_Dataset content_:
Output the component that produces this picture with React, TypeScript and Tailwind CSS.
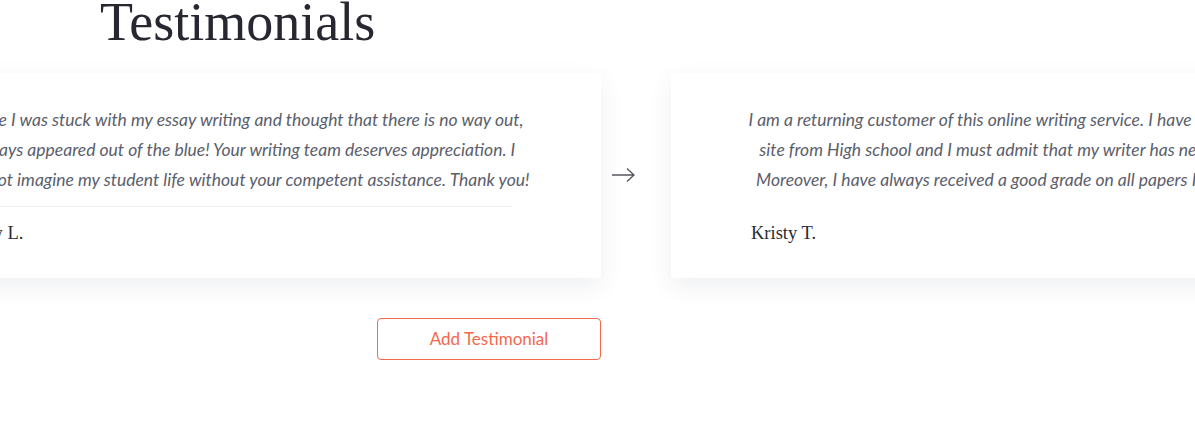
import React from "react";

const body = "font-['Lato',sans-serif] italic text-[17.5px] leading-[30px] text-[#5b5e6b]";

function Card({ lines, name, divider }: { lines: string[]; name: string; divider?: boolean }) {
  return (
    <div className="w-[710px] h-[205px] shrink-0 bg-white rounded-[4px] shadow-[0_8px_24px_rgba(40,50,80,0.08)] pt-[32px] px-[80px] flex flex-col">
      <div className={`${body} flex flex-col items-center`}>
        {lines.map((l, i) => (
          <div key={i} className="whitespace-nowrap">
            {l}
          </div>
        ))}
      </div>
      <div className={`mt-[11px] h-px ${divider ? "bg-[#eef0f4]" : "bg-transparent"} mr-[9px]`} />
      <div className="mt-[14px] font-['Liberation_Serif',serif] text-[18.5px] leading-[24px] text-[#2a2b33]">{name}</div>
    </div>
  );
}

export default function App() {
  return (
    <div className="w-[1195px] h-[441px] overflow-hidden bg-white relative">
      <h2 className="mt-[-5px] pl-[100px] font-['Liberation_Serif',serif] text-[54px] leading-none text-[#272731]">
        Testimonials
      </h2>
      <div className="relative mt-[24px] flex gap-[70px] ml-[-109px]">
        <Card
          divider
          lines={[
            "Once I was stuck with my essay writing and thought that there is no way out,",
            "essays appeared out of the blue! Your writing team deserves appreciation. I",
            "cannot imagine my student life without your competent assistance. Thank you!",
          ]}
          name="Guy L."
        />
        <Card
          lines={[
            "I am a returning customer of this online writing service. I have been using this",
            "site from High school and I must admit that my writer has never failed me.",
            "Moreover, I have always received a good grade on all papers I ordered here.",
          ]}
          name="Kristy T."
        />
        <svg
          className="absolute left-[720px] top-[94px]"
          width="26"
          height="16"
          viewBox="0 0 26 16"
          fill="none"
          stroke="#55565f"
          strokeWidth="1.3"
        >
          <path d="M1 8h22M16 1.5l7 6.5-7 6.5" />
        </svg>
      </div>
      <div className="mt-[40px] pl-[377px]">
        <button className="w-[224px] h-[42px] border border-[#f2694f] rounded-[4px] text-[#f2694f] font-['Lato',sans-serif] text-[17px]">
          Add Testimonial
        </button>
      </div>
    </div>
  );
}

_Required work_:
Leave out the pictures and reproduce the rest of the listing exactly.

_The reply_:
Output the component that produces this picture with React, TypeScript and Tailwind CSS.
import React from "react";

const body = "font-['Lato',sans-serif] italic text-[17.5px] leading-[30px] text-[#5b5e6b]";

function Card({ lines, name, divider }: { lines: string[]; name: string; divider?: boolean }) {
  return (
    <div className="w-[710px] h-[205px] shrink-0 bg-white rounded-[4px] shadow-[0_8px_24px_rgba(40,50,80,0.08)] pt-[32px] px-[80px] flex flex-col">
      <div className={`${body} flex flex-col items-center`}>
        {lines.map((l, i) => (
          <div key={i} className="whitespace-nowrap">
            {l}
          </div>
        ))}
      </div>
      <div className={`mt-[11px] h-px ${divider ? "bg-[#eef0f4]" : "bg-transparent"} mr-[9px]`} />
      <div className="mt-[14px] font-['Liberation_Serif',serif] text-[18.5px] leading-[24px] text-[#2a2b33]">{name}</div>
    </div>
  );
}

export default function App() {
  return (
    <div className="w-[1195px] h-[441px] overflow-hidden bg-white relative">
      <h2 className="mt-[-5px] pl-[100px] font-['Liberation_Serif',serif] text-[54px] leading-none text-[#272731]">
        Testimonials
      </h2>
      <div className="relative mt-[24px] flex gap-[70px] ml-[-109px]">
        <Card
          divider
          lines={[
            "Once I was stuck with my essay writing and thought that there is no way out,",
            "essays appeared out of the blue! Your writing team deserves appreciation. I",
            "cannot imagine my student life without your competent assistance. Thank you!",
          ]}
          name="Guy L."
        />
        <Card
          lines={[
            "I am a returning customer of this online writing service. I have been using this",
            "site from High school and I must admit that my writer has never failed me.",
            "Moreover, I have always received a good grade on all papers I ordered here.",
          ]}
          name="Kristy T."
        />
        <svg
          className="absolute left-[720px] top-[94px]"
          width="26"
          height="16"
          viewBox="0 0 26 16"
          fill="none"
          stroke="#55565f"
          strokeWidth="1.3"
        >
          <path d="M1 8h22M16 1.5l7 6.5-7 6.5" />
        </svg>
      </div>
      <div className="mt-[40px] pl-[377px]">
        <button className="w-[224px] h-[42px] border border-[#f2694f] rounded-[4px] text-[#f2694f] font-['Lato',sans-serif] text-[17px]">
          Add Testimonial
        </button>
      </div>
    </div>
  );
}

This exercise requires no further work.